Trio is a new type of database system that manages uncertainty and lineage of data as first-class concepts, along with the data itself. Uncertainty and lineage arise in a variety of data-intensive applications, including scientific and sensor data management, data cleaning and integration, and information extraction systems. This talk will survey our ongoing work in the Trio project: the new extended-relational “ULDB” model upon which the Trio system is based, Trio’s SQL-based query language (TriQL) including formal and operational semantics, and a selection of new theoretical challenges and results. We will explain and demonstrate Trio’s initial prototype implementation, and describe our planned research directions.

Trio web site:

Jennifer Widom is a Professor in the Computer Science and Electrical Engineering Departments at Stanford University. She received her Bachelors degree from the Indiana University School of Music in 1982 and her Computer Science Ph.D. from Cornell University in 1987. She was a Research Staff Member at the IBM Almaden Research Center before joining the Stanford faculty in 1993. Her research interests span many aspects of nontraditional data management. She is an ACM Fellow and a member of the National Academy of Engineering, was a Guggenheim Fellow, and has served on a variety of program committees, advisory boards, and editorial boards.


9 APRIL 2007
Speaker: Tuomas Sandholm, Professor and Director, Agent-Mediated Electronic Marketplaces Lab, Carnegie Mellon University
Title: Algorithms for solving sequential imperfect information games, and application to poker
Host School: NCSU
Duke Host: Vincent Conitzer (conitzer at
UNC Host: Montek Singh (montek at
NCSU Host: Peter Wurman (wurman at

In many settings, most notably two-person zero-sum games, game theory provides particularly robust solution concepts. However, in most interesting AI applications, it has been prohibitively complex to find such solutions because the state space is extremely large. In this talk I will discuss our work on taming the complexity over the last three years, focusing on sequential incomplete-information games. First, I introduce automated abstraction algorithms. I will cover lossless (i.e., equilibrium-preserving) algorithms, as well as algorithms that are lossy, but which yield much smaller games that retain the most important features of the original game. Second, I present algorithms for finding approximate equilibria. They are based on recent theoretical advances in non-smooth convex optimization, and provide drastic improvements over prior (linear programming-based) algorithms for finding approximate equilibria. Combining these two streams, we enable the application of game theory to games that are many orders of magnitude larger than previously solvable. In particular, we find near-optimal solutions for a full four-round model of (Heads’Up Limit) Texas Hold’em poker, and demonstrate that the resulting player beats prior computer poker players.

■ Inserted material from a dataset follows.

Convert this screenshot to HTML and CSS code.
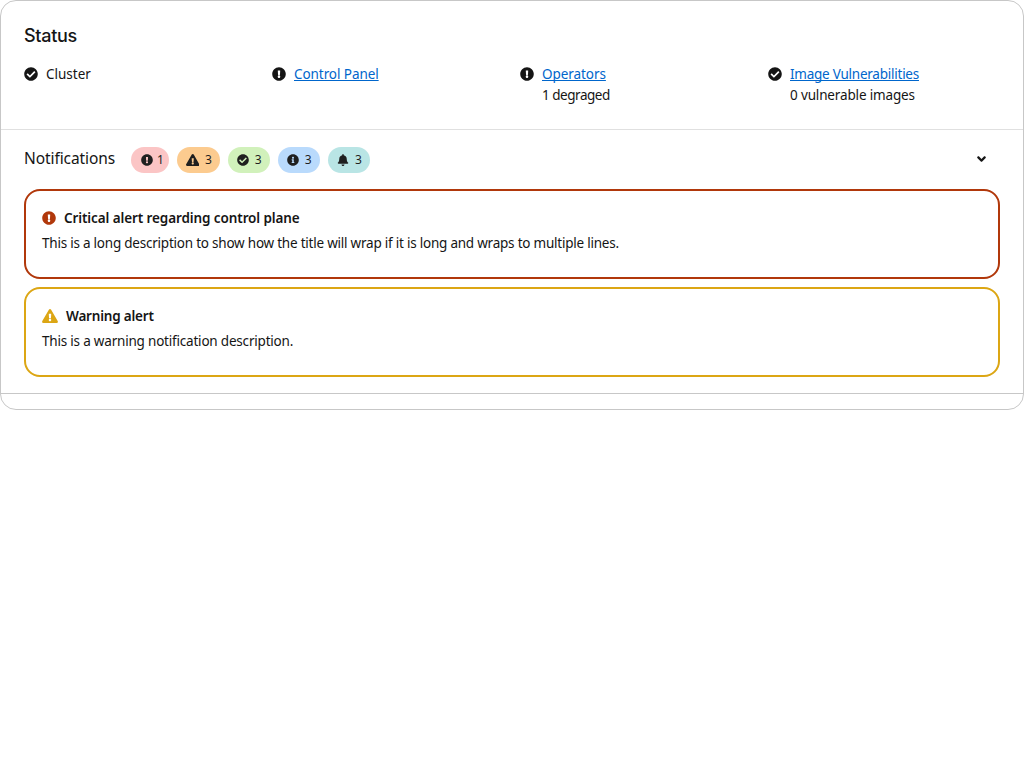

This is joint work with Andrew Gilpin, and parts are also joint with Troels Bjerre Sørensen, Javier Pena, and Samid Hoda.

Tuomas Sandholm is Professor in the Computer Science Department at Carnegie Mellon University. He received the Ph.D. and M.S. degrees in computer science from the University of Massachusetts at Amherst in 1996 and 1994. He earned an M.S. (B.S. included) with distinction in Industrial Engineering and Management Science from the Helsinki University of Technology, Finland, in 1991. He has published over 250 technical papers on electronic commerce; game theory; artificial intelligence; multiagent systems; auctions and exchanges; automated negotiation and contracting; coalition formation; voting; safe exchange; normative models of bounded rationality; resource-bounded reasoning; machine learning; networks; and combinatorial optimization. He has 17 years of experience building optimization-based electronic marketplaces, and several of his systems have been commercially fielded. He is also Founder, Chairman, and Chief Scientist of CombineNet, Inc., which has fielded over 400 large-scale generalized combinatorial auctions, with over $25 billion in total spend and over $3.2 billion in generated savings. He received the National Science Foundation Career Award in 1997, the inaugural ACM Autonomous Agents Research Award in 2001, the Alfred P. Sloan Foundation Fellowship in 2003, and the IJCAI Computers and Thought Award in 2003.